Endlich kamen die Sommerferien, ich musste gerade sehr lachen, während ich das hier schreibe. Wir bekamen für die Sommerferien viel Material für die Kinder zum lernen. Meine Älteste musste eine Nachprüfung machen. Aber wo soll es überhaupt hin gehen in den wohlverdienten Urlaub? Es war alles so ungewiss, dass wir uns schließlich für Österreich entschieden haben. Der erste Sommer in Österreich – ist auch nicht schlecht. Nur Österreich ist sehr teuer und mit fünf Kindern kaum machbar, außer man verdient genug. Es waren letztendlich sechs wundervolle Tage in Vorarlberg in unserer alten Heimat.

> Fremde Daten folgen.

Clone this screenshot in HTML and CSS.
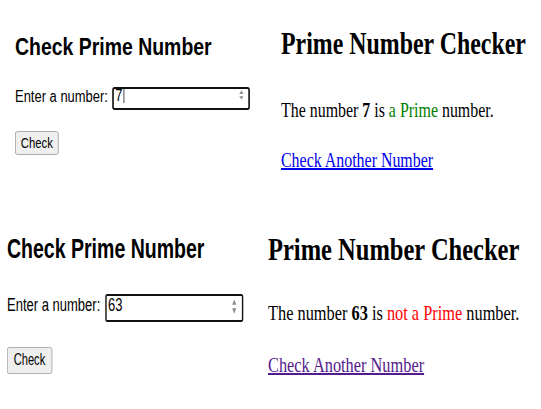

Nach dem Urlaub wieder zurück zur Arbeit, meine drei jüngeren Kinder konnten trotz Corona in den Sommercamp organisiert von der Stadt Wien fahren. Das hat uns zu der Zeit sehr geholfen. Trotz allem entwickelte ich eine Schlaflosigkeit und verlor mit jedem Tag den Antrieb. Ängste bezüglich Schulanfang steigerten sich in Panikgefühle. Ich konnte mich beim U-Bahnfahren nicht mehr konzentrieren, hinzu kamen noch Schwindel und Tinnitus. Meine Ärztin schrieb mich krank und ich sollte für eine längere Zeit Medikamente einnehmen, die meine Verkehrstüchtigkeit beeinträchtigen. Nach einigen Wochen wurde mir schmerzlich klar, dass ich den Job aufgeben musste. Da ich nicht gekündigt werden wollte, vereinbarte ich mit meinem Chef einen Termin, um ihm meine Situation zu erklären. Ich wusste, dass es schlussendlich auf eine einvernehmliche Kündigung lief. Zwar wünschte ich mir in der Firma zu verbleiben und eventuell in einem anderen Bereich tätig zu sein, nur wurde das nicht so praktiziert, wie man das uns vermittelt. Aber ich brauchte auch die Zeit, los zu lassen und für meine Kinder da zu sein. Denn wir wissen nicht, was diese Zeit mit unseren Kindern angestellt hat. Für mich ist es klar ein Trauma, denn ich hatte noch nie in meinem Leben so eine anstrengende psychische sowie physische Zeit. Wie es weiter geht, wissen wir alle noch nicht. Aber was ich weiß, ist, dass es noch lange nicht vorbei ist. Die Überwachung und die Impfpflicht werden ein Thema sein, das mir jetzt schon genug Stoff zum Denken geben.